* COLLECTED DATA *
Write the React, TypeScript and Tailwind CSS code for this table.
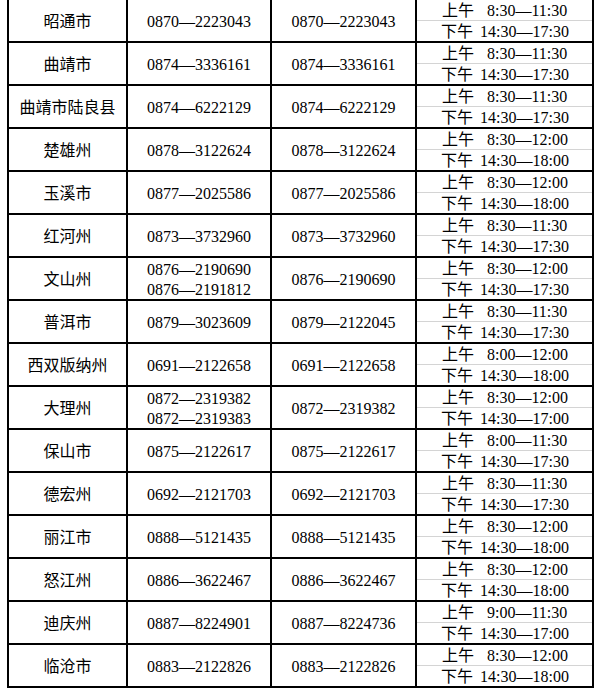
import React from "react";

type Row = {
  city: string;
  phones: string[];
  fax: string;
  am: string;
  pm: string;
};

const rows: Row[] = [
  { city: "昭通市", phones: ["0870—2223043"], fax: "0870—2223043", am: "8:30—11:30", pm: "14:30—17:30" },
  { city: "曲靖市", phones: ["0874—3336161"], fax: "0874—3336161", am: "8:30—11:30", pm: "14:30—17:30" },
  { city: "曲靖市陆良县", phones: ["0874—6222129"], fax: "0874—6222129", am: "8:30—11:30", pm: "14:30—17:30" },
  { city: "楚雄州", phones: ["0878—3122624"], fax: "0878—3122624", am: "8:30—12:00", pm: "14:30—18:00" },
  { city: "玉溪市", phones: ["0877—2025586"], fax: "0877—2025586", am: "8:30—12:00", pm: "14:30—18:00" },
  { city: "红河州", phones: ["0873—3732960"], fax: "0873—3732960", am: "8:30—11:30", pm: "14:30—17:30" },
  { city: "文山州", phones: ["0876—2190690", "0876—2191812"], fax: "0876—2190690", am: "8:30—12:00", pm: "14:30—17:30" },
  { city: "普洱市", phones: ["0879—3023609"], fax: "0879—2122045", am: "8:30—11:30", pm: "14:30—17:30" },
  { city: "西双版纳州", phones: ["0691—2122658"], fax: "0691—2122658", am: "8:00—12:00", pm: "14:30—18:00" },
  { city: "大理州", phones: ["0872—2319382", "0872—2319383"], fax: "0872—2319382", am: "8:30—12:00", pm: "14:30—17:00" },
  { city: "保山市", phones: ["0875—2122617"], fax: "0875—2122617", am: "8:00—11:30", pm: "14:30—17:30" },
  { city: "德宏州", phones: ["0692—2121703"], fax: "0692—2121703", am: "8:30—11:30", pm: "14:30—17:30" },
  { city: "丽江市", phones: ["0888—5121435"], fax: "0888—5121435", am: "8:30—12:00", pm: "14:30—18:00" },
  { city: "怒江州", phones: ["0886—3622467"], fax: "0886—3622467", am: "8:30—12:00", pm: "14:30—18:00" },
  { city: "迪庆州", phones: ["0887—8224901"], fax: "0887—8224736", am: "9:00—11:30", pm: "14:30—17:00" },
  { city: "临沧市", phones: ["0883—2122826"], fax: "0883—2122826", am: "8:30—12:00", pm: "14:30—18:00" },
];

const App = () => {
  return (
    <div className="w-[599px] h-[688px] overflow-hidden bg-white text-black font-['Liberation_Serif','Noto_Sans_CJK_SC',serif] text-[16px] leading-[20px]">
      <div className="ml-[7px] -mt-[2px] w-[587px] border-x-2 border-t-2 border-black">
        {rows.map((r) => (
          <div key={r.city} className="flex h-[43px] border-b-2 border-black">
            <div className="w-[119px] pt-[2px] flex items-center justify-center border-r-2 border-black">
              {r.city}
            </div>
            <div className="w-[144px] pt-[2px] flex flex-col items-center justify-center border-r-2 border-black">
              {r.phones.map((p) => (
                <div key={p} className={r.phones.length > 1 ? "h-[20px] leading-[20px]" : ""}>
                  {p}
                </div>
              ))}
            </div>
            <div className="w-[145px] pt-[2px] flex items-center justify-center border-r-2 border-black">
              {r.fax}
            </div>
            <div className="flex-1 flex flex-col">
              <div className="h-[21px] pt-[2px] flex items-center pl-[25px] border-b border-[#d4d4d4]">
                <span className="w-[32px]">上午</span>
                <span className="ml-[13px]">{r.am}</span>
              </div>
              <div className="h-[20px] pt-[2px] flex items-center pl-[24px]">
                <span className="w-[32px]">下午</span>
                <span className="ml-[7px]">{r.pm}</span>
              </div>
            </div>
          </div>
        ))}
      </div>
    </div>
  );
};

export default App;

* TASK DIRECTIONS *
Using the listing above, pick out each line that contains the word "React", then copy it.

* EXERCISE SOLUTION *
Write the React, TypeScript and Tailwind CSS code for this table.
import React from "react";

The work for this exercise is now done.